Altus Group Limited
- Type: Public
- Traded as: TSX: AIF S&P/TSX Composite Component
- Industry: Real Estate Services and Software
- Founded: 2005; 21 years ago
- Founder: Gary Yeoman
- Headquarters: Toronto, Ontario, Canada
- Key people: Mike Gordon (CEO)
- Revenue: C$430 million (FY 2025)
- Number of employees: 1,500
- Website: www.altusgroup.com

= Altus Group =

Canadian provider of software for commercial property

Altus Group Limited, headquartered in Toronto, Canada, provides software, data, and consulting services for owners and operators of commercial property. Its Altus Analytics segment provides software sold under the Argus brand as well as appraisal and data programs. The CRE Consulting segment provides services for valuation and cost advisory.

The company originally focused on consulting services before expanding into software.

==History==
In May 2005, Altus Group became a public company via an initial public offering, raising $75 million. This coincided with the merger of three Canadian commercial real estate consultancies, one of which was led by its first CEO, Gary Yeoman.

Altus initially listed on the Toronto Stock Exchange as an income trust and converted into a corporation when the Canadian federal government implemented new taxes on trust distributions in 2011.

In its first five years, the company expanded through acquisitions.

In September 2007, the company expanded its property tax practice into the UK market with the acquisition of Edwin Hill for £26.5 million.

In August 2009, The company expanded its cost consulting practice to the Asia Pacific region through the acquisition of Page Kirkland.

In August 2010, it acquired the real estate appraisal business of PwC.

The company acquired Brazos Tax in 2010.

In 2011, it entered the software market with the acquisition of Argus Software for $130 million.

In November 2011, Gary Yeoman resigned as CEO. In September 2012, Robert Courteau, previously president of SAP North America, became CEO.

In November 2014, it acquired SC&H Group’s State & Local Tax Practice.

In 2014, the company acquired Voyanta, a provider of real estate data management and analytics software, for $7.4 million.

In December 2015, the company acquired Integrated Real Estate Resources, which provides software implementation to the commercial real estate industry.

In 2017, the company acquired CVS Business Rates for £36.3 million.

In January 2018, it acquired New Market Real Estate.

In February 2018, it acquired Aspect Property Consultants. In July 2018, it acquired Taliance, a provider of modelling and forecasting tools for CRE investors. In April 2019, it launched a cloud-supported version of its Argus Enterprise product.

In June 2020, the Geomatics business was merged with that of WSP Global to form Geoverra.

In September 2020, Courteau retired and was succeeded as CEO by Mike Gordon, previously CEO of Callcredit Information Group, a U.K.-based provider of consumer data for businesses.
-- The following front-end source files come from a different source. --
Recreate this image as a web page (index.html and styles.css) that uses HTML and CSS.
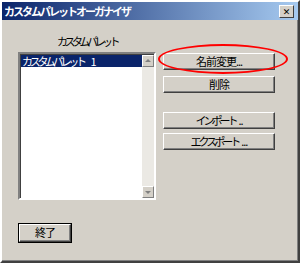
FILE: index.html
```html
<html>
<head><meta http-equiv="Content-Type" content="text/html; charset=utf-8">
<link rel="stylesheet" href="styles.css">
</head>
<body>
<div class="win">
  <div class="title">
    <span class="ttext">カスタムパレットオーガナイザ</span>
    <span class="close">&#x2715;</span>
  </div>
  <div class="body">
    <div class="leftcol">
      <div class="lbl">カスタムパレット</div>
      <div class="list">
        <div class="items">
          <div class="item sel"><span class="kana">カスタムパレット</span><span class="num">1</span></div>
        </div>
        <div class="sbar">
          <div class="arr"><span class="up"></span></div>
          <div class="track"></div>
          <div class="arr"><span class="dn"></span></div>
        </div>
      </div>
      <div class="btn endbtn">終了</div>
    </div>
    <div class="rightcol">
      <div class="btn b1">名前変更...</div>
      <div class="btn b2">削除</div>
      <div class="btn b3"><span class="kana">インポート</span>..</div>
      <div class="btn b4"><span class="kana">エクスポート</span>...</div>
    </div>
  </div>
  <div class="mark"></div>
</div>
</body>
</html>
```
FILE: styles.css
```css
body {
	margin: 0;
	font-family: "Noto Sans CJK JP", "DejaVu Sans", sans-serif;
	font-size: 11px;
	background: #ffffff;
}
.win {
	position: relative;
	width: 296px;
	height: 259px;
	background: #d4d0c8;
	border: 2px solid;
	border-color: #ffffff #404040 #404040 #ffffff;
	box-shadow: inset -1px -1px 0 #808080;
}
.title {
	height: 18px;
	display: flex;
	align-items: center;
	justify-content: space-between;
	background: linear-gradient(to right, #0a246a, #a6caf0);
	padding: 0 4px 0 2px;
}
.ttext {
	color: #ffffff;
	font-weight: bold;
	font-size: 11px;
	letter-spacing: -2px;
}
.close {
	width: 13px;
	height: 11px;
	line-height: 11px;
	text-align: center;
	font-size: 9px;
	font-weight: bold;
	color: #000000;
	background: #d4d0c8;
	border: 1px solid;
	border-color: #ffffff #404040 #404040 #ffffff;
}
.body {
	display: flex;
	padding: 12px 0 0 16px;
}
.leftcol {
	width: 138px;
	display: flex;
	flex-direction: column;
}
.lbl {
	text-align: center;
	height: 20px;
	line-height: 18px;
	letter-spacing: -3.5px;
}
.kana {
	letter-spacing: -3px;
}
.list {
	height: 144px;
	display: flex;
	background: #ffffff;
	border: 2px solid;
	border-color: #808080 #ffffff #ffffff #808080;
	box-shadow: inset 1px 1px 0 #404040, 1px 1px 0 #d4d0c8;
}
.items {
	flex: 1;
	padding: 1px 0 0 1px;
}
.item {
	height: 12px;
	line-height: 12px;
	padding-left: 1px;
	font-size: 11px;
}
.item .kana {
	letter-spacing: -3.3px;
}
.num {
	margin-left: 7px;
}
.item.sel {
	background: #0a246a;
	color: #ffffff;
}
.sbar {
	width: 12px;
	display: flex;
	flex-direction: column;
	padding-top: 1px;
}
.arr {
	height: 10px;
	background: #d4d0c8;
	border: 1px solid;
	border-color: #ffffff #808080 #808080 #ffffff;
	position: relative;
}
.up, .dn {
	position: absolute;
	left: 2px;
	width: 0;
	height: 0;
	border-left: 3px solid transparent;
	border-right: 3px solid transparent;
}
.up {
	top: 3px;
	border-bottom: 3px solid #808080;
}
.dn {
	top: 4px;
	border-top: 3px solid #808080;
}
.track {
	flex: 1;
	background: #ebe9e4;
}
.btn {
	height: 15px;
	line-height: 14px;
	text-align: center;
	background: #d4d0c8;
	border: 1px solid;
	border-color: #ffffff #404040 #404040 #ffffff;
	box-shadow: inset -1px -1px 0 #808080;
	letter-spacing: -1px;
}
.btn .kana {
	letter-spacing: -3px;
	margin-right: 3px;
}
.endbtn {
	width: 50px;
	height: 16px;
	margin-top: 24px;
	outline: 1px solid #000000;
	margin-left: 1px;
}
.rightcol {
	width: 112px;
	margin-left: 7px;
	margin-top: 21px;
	display: flex;
	flex-direction: column;
}
.b2 {
	margin-top: 6px;
}
.b3 {
	margin-top: 19px;
}
.b4 {
	margin-top: 4px;
}
.mark {
	position: absolute;
	left: 156px;
	top: 42px;
	width: 126px;
	height: 26px;
	border: 2px solid #ff0000;
	border-radius: 50%;
}
```
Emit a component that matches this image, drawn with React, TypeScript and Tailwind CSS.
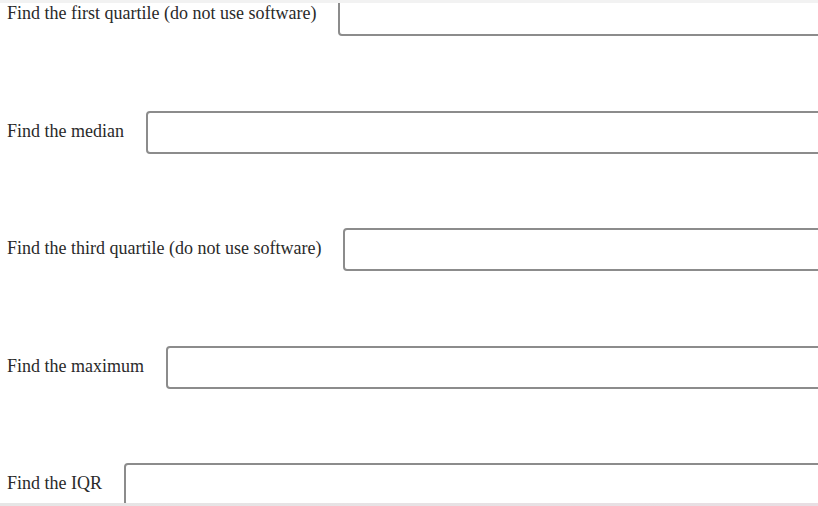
import React from "react";

const questions = [
  "Find the first quartile (do not use software)",
  "Find the median",
  "Find the third quartile (do not use software)",
  "Find the maximum",
  "Find the IQR",
];

const App = () => {
  return (
    <div className="h-[506px] w-[818px] flex flex-col overflow-hidden bg-white font-['Liberation_Serif',serif]">
      {/* top strip */}
      <div className="h-[3px] shrink-0 bg-[#f2f2f2] z-10" />

      <main className="flex-1 overflow-hidden">
        <div className="-mt-[10px] flex flex-col gap-[74.5px]">
          {questions.map((q) => (
            <div key={q} className="flex items-center pl-[7px]">
              <label className="text-[18px] leading-[22px] -mt-[3px] text-[#2a2a2a] whitespace-nowrap mr-[22px]">
                {q}
              </label>
              <input
                type="text"
                className="h-[43px] flex-1 -mr-[20px] rounded-[4px] border-2 border-[#8c8c8c] bg-white outline-none"
              />
            </div>
          ))}
        </div>
      </main>

      {/* bottom strip */}
      <div className="h-[3px] shrink-0 bg-gradient-to-r from-[#e6e6e6] to-[#e8dee3]" />
    </div>
  );
};

export default App;
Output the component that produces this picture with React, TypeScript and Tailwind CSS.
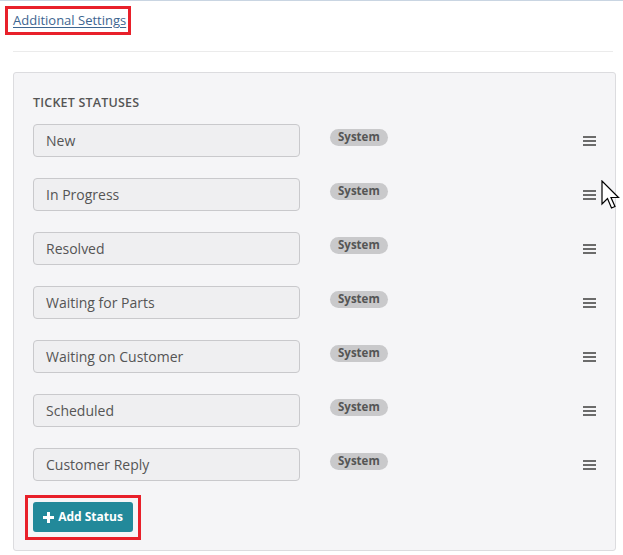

In May 2021, it acquired Stratodem for $24.4 million.

In June 2021, it suffered a ransomware attack.

In November 2021, it acquired Reonomy for $249.5 million.

In May 2022, the company acquired Rethink Solutions, the developer of the itamlink property tax management software.

In 2024, the company proposed acquiring the commercial real estate valuation services business of Situs, but the acquisition was terminated after failing to get regulatory approval.